Police powers have very little to do with an individual officer’s motive. If you get stopped for doing 72 in a 65, it doesn’t really matter that you were stopped for riding a motorcycle, or because you’re a patch-holding member of a motorcycle club. It doesn’t matter that I wasn’t stopped, driving my minivan at 75. It might matter if you were stopped because of your race or gender, but even the dumbest cops know better than to admit that that’s why they did it. So, it just doesn’t help much if a traffic infraction is a pretext to stop you and hassle you.

With that backdrop about police powers, it’s a lot easier to understand your rights during the stop, and just as important, what you should do when stopped by the police. When the police stop you, you have a choice to make. You should make it as early as you can, and usually stick with it. Your choices are: cooperate with the police and be polite, or refuse to cooperate and stand on your rights. Cooperating reduces the chance that the police will give you a ticket, especially for something petty. If you were going 72 in a 65, you might just get a warning. If you were going 132 in a 65, don’t bother with the cooperating.

If you decide to cooperate, be polite, say ‘sir’ and ‘ma’am’ (saying sir to a female cop or ma’am to a male cop does not really count as cooperating.) Be careful about what you say: admitting that you went 72 in a 65 is not going to do all that much harm, but admitting that you had two beers will come back to haunt you. (As an aside, everyone says they had two beers. I have read police reports about hundreds of DUII investigations. When the guy is so drunk he can’t sit up straight, and when he has 23 empty beer cans in the car and a case with one beer left and a receipt dated two hours ago when he bought the beer, and an empty bottle of scotch, some of which he spilled on his shirt, he admits to having two beers.)

Even if you’re cooperating, don’t say much, especially not specific facts about what you were just doing. Try to be polite about it, because flatly refusing to answer a question is not very cooperative, but you can use the same kind of evasiveness that you might use with your wife. If the police want to look through your stuff, and if there’s nothing incriminating in there, then letting them will cause some hassle but might save you a ticket.

If you don’t want them to look through your stuff, then good on you. Tell them no. That could be because you have something genuinely incriminating or illegal, but it doesn’t have to be. Carrying a lot of cash will make them suspicious, but it’s not illegal. Maybe you have a legal firearm. Maybe you’ve got little blue pills. Maybe you’ve been on the road for a week and don’t want the cops rooting through your dirty underwear. If you refuse to answer any questions, including how fast you were going or whether you saw the stop sign, it will annoy them. But if you’re going to get a ticket anyway, it won’t make it worse.

So, if you aren’t cooperating, remember your rights. Everybody older than ten can recite the Miranda warnings, right? “You have the right to…” Say them with me. You always have the right to remain silent. If the police officer asks how fast you think you were going, you can refuse to answer. That will annoy the cop, but if you’re going to get a ticket anyway, you can’t make it worse.

Don’t consent to the police searching anything.
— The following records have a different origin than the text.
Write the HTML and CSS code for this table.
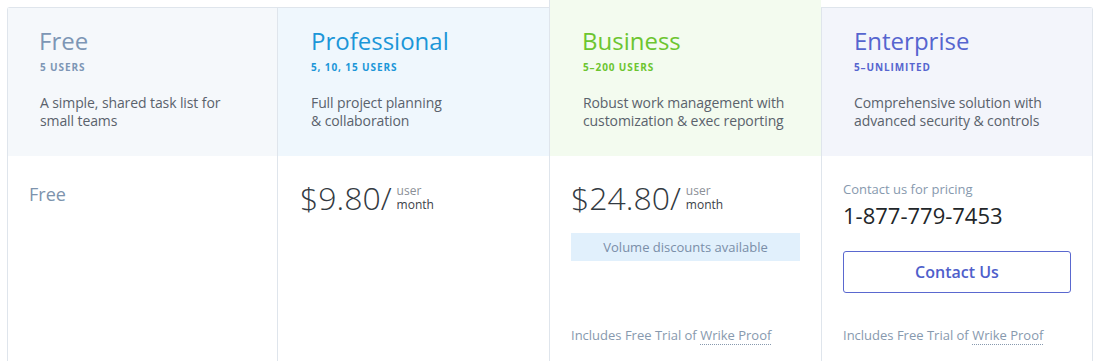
FILE: index.html
```html
<!DOCTYPE html>
<html lang="en">
<head>
<meta charset="utf-8">
<title>Pricing</title>
<link rel="stylesheet" href="styles.css">
</head>
<body>
<div class="plans">
  <section class="plan plan-free">
    <header class="plan-head">
      <h2 class="plan-title">Free</h2>
      <div class="plan-users">5 users</div>
      <p class="plan-desc">A simple, shared task list for<br>small teams</p>
    </header>
    <div class="plan-body">
      <div class="free-price">Free</div>
    </div>
  </section>
  <section class="plan plan-pro">
    <header class="plan-head">
      <h2 class="plan-title">Professional</h2>
      <div class="plan-users">5, 10, 15 users</div>
      <p class="plan-desc">Full project planning<br>&amp; collaboration</p>
    </header>
    <div class="plan-body">
      <div class="price"><span class="amount">$9.80/</span><span class="unit"><span class="unit-top">user</span><span class="unit-bottom">month</span></span></div>
    </div>
  </section>
  <section class="plan plan-business">
    <header class="plan-head">
      <h2 class="plan-title">Business</h2>
      <div class="plan-users">5–200 users</div>
      <p class="plan-desc">Robust work management with<br>customization &amp; exec reporting</p>
    </header>
    <div class="plan-body">
      <div class="price"><span class="amount">$24.80/</span><span class="unit"><span class="unit-top">user</span><span class="unit-bottom">month</span></span></div>
      <div class="volume">Volume discounts available</div>
      <p class="plan-foot">Includes Free Trial of <span class="proof">Wrike Proof</span></p>
    </div>
  </section>
  <section class="plan plan-enterprise">
    <header class="plan-head">
      <h2 class="plan-title">Enterprise</h2>
      <div class="plan-users">5–Unlimited</div>
      <p class="plan-desc">Comprehensive solution with<br>advanced security &amp; controls</p>
    </header>
    <div class="plan-body">
      <div class="contact-note">Contact us for pricing</div>
      <div class="phone">1-877-779-7453</div>
      <button class="contact-btn" type="button">Contact Us</button>
      <p class="plan-foot">Includes Free Trial of <span class="proof">Wrike Proof</span></p>
    </div>
  </section>
</div>
</body>
</html>
```

FILE: styles.css
```css
* { box-sizing: border-box; }

html, body {
  margin: 0;
  padding: 0;
  background: #ffffff;
  overflow: hidden;
}

body {
  font-family: "Open Sans", "Noto Sans", sans-serif;
  color: #555f6b;
}

.plans {
  display: grid;
  grid-template-columns: 270px 272px 272px 272px;
  align-items: start;
  padding: 0 7px;
  height: 361px;
}

.plan {
  display: flex;
  flex-direction: column;
  border-left: 1px solid #dfe5ec;
  margin-top: 7px;
  border-top: 1px solid #dfe5ec;
}

.plan-free { border-top-left-radius: 3px; }

.plan-enterprise {
  border-right: 1px solid #dfe5ec;
  border-top-right-radius: 3px;
}

.plan-business {
  margin-top: 0;
  border-top: 0;
}

.plan-head {
  height: 148px;
  padding: 18px 32px 0 33px;
}

.plan-business .plan-head {
  height: 156px;
  padding-top: 26px;
}

.plan-free .plan-head { background: #f5f8fb; padding-left: 32px; }
.plan-pro .plan-head { background: #eff7fd; }
.plan-business .plan-head { background: #f3fbef; }
.plan-enterprise .plan-head { background: #f3f5fb; padding-left: 32px; }

.plan-title {
  margin: 0;
  font-size: 24px;
  line-height: 30px;
  font-weight: 400;
}

.plan-users {
  margin-top: 4px;
  font-size: 10px;
  line-height: 14px;
  font-weight: 700;
  letter-spacing: 0.9px;
  text-transform: uppercase;
}

.plan-desc {
  margin: 20px 0 0;
  font-size: 14px;
  line-height: 18px;
  color: #5a626c;
  letter-spacing: -0.1px;
}

.plan-free .plan-title, .plan-free .plan-users { color: #7d96b5; }
.plan-pro .plan-title, .plan-pro .plan-users { color: #1b96d8; }
.plan-business .plan-title, .plan-business .plan-users { color: #6cc52f; }
.plan-enterprise .plan-title, .plan-enterprise .plan-users { color: #5665cf; }

.plan-free .plan-title { margin-left: -1px; }
.plan-business .plan-title { margin-left: -1px; }

.plan-body {
  display: flex;
  flex-direction: column;
  height: 210px;
  padding: 22px 21px 22px 21px;
}

.plan-pro .plan-body { padding-left: 22px; }

.free-price {
  margin-top: 4px;
  font-size: 18px;
  line-height: 24px;
  color: #7d93ad;
}

.price {
  display: flex;
  align-items: flex-start;
  color: #333a42;
}

.amount {
  font-size: 32px;
  line-height: 40px;
  font-weight: 300;
}

.unit {
  display: flex;
  flex-direction: column;
  margin-top: 6px;
  margin-left: 5px;
  font-size: 12px;
  line-height: 14px;
}

.unit-top { color: #8a8f96; }
.unit-bottom { color: #3b4148; }

.volume {
  margin-top: 15px;
  height: 28px;
  line-height: 28px;
  text-align: center;
  font-size: 13px;
  background: #e1f0fc;
  color: #7a8ea8;
}

.plan-foot {
  margin: auto 0 0;
  font-size: 13px;
  line-height: 18px;
  color: #8799ae;
}

.proof {
  border-bottom: 1px dotted #8799ae;
}

.contact-note {
  margin-top: 2px;
  font-size: 13px;
  line-height: 18px;
  color: #8799ae;
}

.phone {
  margin-top: 3px;
  font-size: 22px;
  line-height: 28px;
  color: #222629;
}

.contact-btn {
  margin-top: 22px;
  width: 100%;
  height: 42px;
  border: 1px solid #5a68cf;
  border-radius: 3px;
  background: #ffffff;
  color: #4f5fcb;
  font-family: "Open Sans", "Noto Sans", sans-serif;
  font-size: 16px;
  font-weight: 600;
  cursor: pointer;
}
```
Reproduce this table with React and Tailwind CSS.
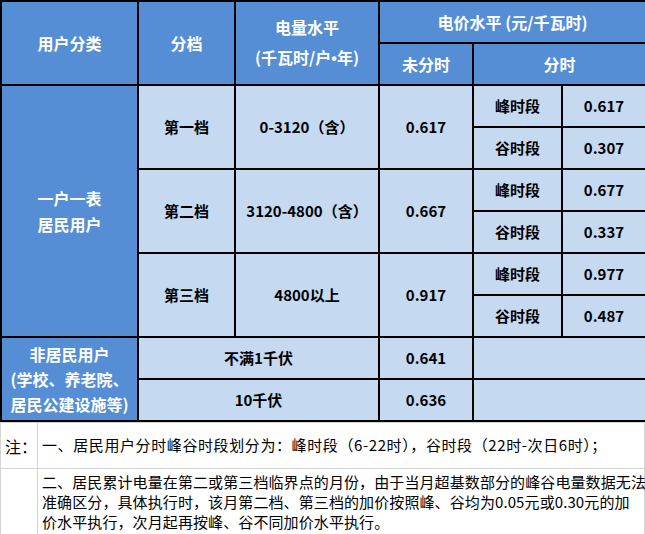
import React from "react";

// 居民/非居民电价表：Excel 风格的合并单元格表格
const TIERS = [
  { name: "第一档", range: "0-3120（含）", flat: "0.617", peak: "0.617", valley: "0.307" },
  { name: "第二档", range: "3120-4800（含）", flat: "0.667", peak: "0.677", valley: "0.337" },
  { name: "第三档", range: "4800以上", flat: "0.917", peak: "0.977", valley: "0.487" },
];

const head = "border-2 border-black bg-[#558ed5] text-white font-bold text-[16px] text-center align-middle";
const cell = "border-2 border-black bg-[#c5d9f1] text-black font-bold text-[15px] text-center align-middle";
const note = "border border-[#d4d4d4] bg-white text-black text-[15px] align-middle whitespace-nowrap";

export default function App() {
  return (
    <div
      className="w-[645px] h-[534px] overflow-hidden bg-white"
      style={{ fontFamily: '"Noto Sans CJK SC", "Noto Sans", sans-serif' }}
    >
      <table className="border-collapse table-fixed w-[645px]">
        <colgroup>
          <col className="w-[137px]" />
          <col className="w-[97px]" />
          <col className="w-[144px]" />
          <col className="w-[94px]" />
          <col className="w-[89px]" />
          <col className="w-[84px]" />
        </colgroup>
        <tbody>
          <tr className="h-[42px]">
            <td rowSpan={2} className={head}>用户分类</td>
            <td rowSpan={2} className={head}>分档</td>
            <td rowSpan={2} className={`${head} leading-[30px]`}>
              电量水平
              <br />
              (千瓦时/户<span className="font-['Liberation_Sans']">•</span>年)
            </td>
            <td colSpan={3} className={head}>电价水平 (元/千瓦时)</td>
          </tr>
          <tr className="h-[42px]">
            <td className={head}>未分时</td>
            <td colSpan={2} className={head}>分时</td>
          </tr>
          {TIERS.map((t, i) => (
            <React.Fragment key={t.name}>
              <tr className="h-[42px]">
                {i === 0 && (
                  <td rowSpan={6} className={`${head} leading-[26px]`}>
                    一户一表
                    <br />
                    居民用户
                  </td>
                )}
                <td rowSpan={2} className={cell}>{t.name}</td>
                <td rowSpan={2} className={cell}>{t.range}</td>
                <td rowSpan={2} className={cell}>{t.flat}</td>
                <td className={cell}>峰时段</td>
                <td className={cell}>{t.peak}</td>
              </tr>
              <tr className="h-[42px]">
                <td className={cell}>谷时段</td>
                <td className={cell}>{t.valley}</td>
              </tr>
            </React.Fragment>
          ))}
          <tr className="h-[42px]">
            <td rowSpan={2} className={`${head} leading-[25px]`}>
              非居民用户
              <br />
              (学校、养老院、
              <br />
              居民公建设施等)
            </td>
            <td colSpan={2} className={cell}>不满1千伏</td>
            <td className={cell}>0.641</td>
            <td colSpan={2} className={cell}></td>
          </tr>
          <tr className="h-[42px]">
            <td colSpan={2} className={cell}>10千伏</td>
            <td className={cell}>0.636</td>
            <td colSpan={2} className={cell}></td>
          </tr>
        </tbody>
      </table>
      <table className="border-collapse table-fixed w-[645px]">
        <colgroup>
          <col className="w-[37px]" />
          <col />
        </colgroup>
        <tbody>
          <tr className="h-[46px]">
            <td className={`${note} pl-[4px] text-[16px]`}>注：</td>
            <td className={`${note} pl-[4px] tracking-[0.6px]`}>
              一、居民用户分时峰谷时段划分为：峰时段（6-22时），谷时段（22时-次日6时）；
            </td>
          </tr>
          <tr className="h-[70px]">
            <td className={note}></td>
            <td className={`${note} pl-[4px] pb-[4px] leading-[20px] text-[14.6px] tracking-[0.1px]`}>
              二、居民累计电量在第二或第三档临界点的月份，由于当月超基数部分的峰谷电量数据无法
              <br />
              准确区分，具体执行时，该月第二档、第三档的加价按照峰、谷均为0.05元或0.30元的加
              <br />
              价水平执行，次月起再按峰、谷不同加价水平执行。
            </td>
          </tr>
        </tbody>
      </table>
    </div>
  );
}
Police are very good at asking people to do things and suggesting that it is required. Usually it’s not; if the police are ordering you to do something, they’ll be clear about it. If they’re just asking “do you mind if I look in your bags,” then just say no. Say it loudly, and repeat yourself.

Don’t do anything threatening. Don’t grab too quickly at stuff in your pockets, even if you’re just getting a wallet. If you have a firearm in reach, or in view, it’s probably wise to tell them about it, especially if they might see it or if you have a carry permit (which the stopping officer will probably know; they look that up when they run license plates and driver’s licenses.) Remember, the police have a lot of latitude if they say they were frightened. If the 6’2” police officer, with a gun and taser and body-armor, with a backup officer who’s 6’3” with a gun and taser and body armor and a tactical shotgun, tell the judge that they were frightened of a snot-nosed 90-lb. 16-year-old with a leather jacket and a bad attitude, the judge won’t even blink. The judge will believe how frightened they were when the kid made a quick move with his hands so maybe he had an Uzi tucked in his pants and they had to drag him out of the car and search him.

Don’t argue. It won’t help. Trust me. Don’t raise your voice; that gets threatening. Comments about donut consumption or catching the real criminals or how unfair it is that you’re stopped just for being a biker won’t help either, and the police have heard them all before. If you aren’t cooperating, great, but it will go better for you if you’re polite, or at least not aggressive.

I’m no fan of the police, and I think they sometimes shade the truth when they testify about how they find evidence. But I don’t think they often tell clear, unequivocal lies in court. If the cop is going to lie about you, there’s nothing you can do. But if the cop is going to shade the truth but will shy away from lying, then you need to be careful not to let that work. This comes up if the police officer says “You don’t mind if I look in here, do you?” while opening the trunk of the car or looking through a bag or whatever. That isn’t really consent, and it’s not a lawful search, but if the police officer says that the search was consensual, it will probably be good enough for the judge. You need to speak up and say, loud and clear: “I don’t consent. I don’t want you looking in there.”

If the police have the authority to search without your permission, or if they think they do, you can’t stop them. Say clearly that you don’t consent, but otherwise stay out of the way. You don’t have to cooperate in any way, such as producing keys to locked bags, but they can break locks open if they’re allowed to search at all.

There’s a lot of information there, but the most important thing is to remember the basics. The police can force you to stop to let them investigate, but they can’t ever force you to answer questions, and they can’t really force you to consent to a search. A whole lot of police work is based on people not knowing or not asserting the rights that the Founders thought were so important that they put them in the Constitutional. Don’t let them get away with it.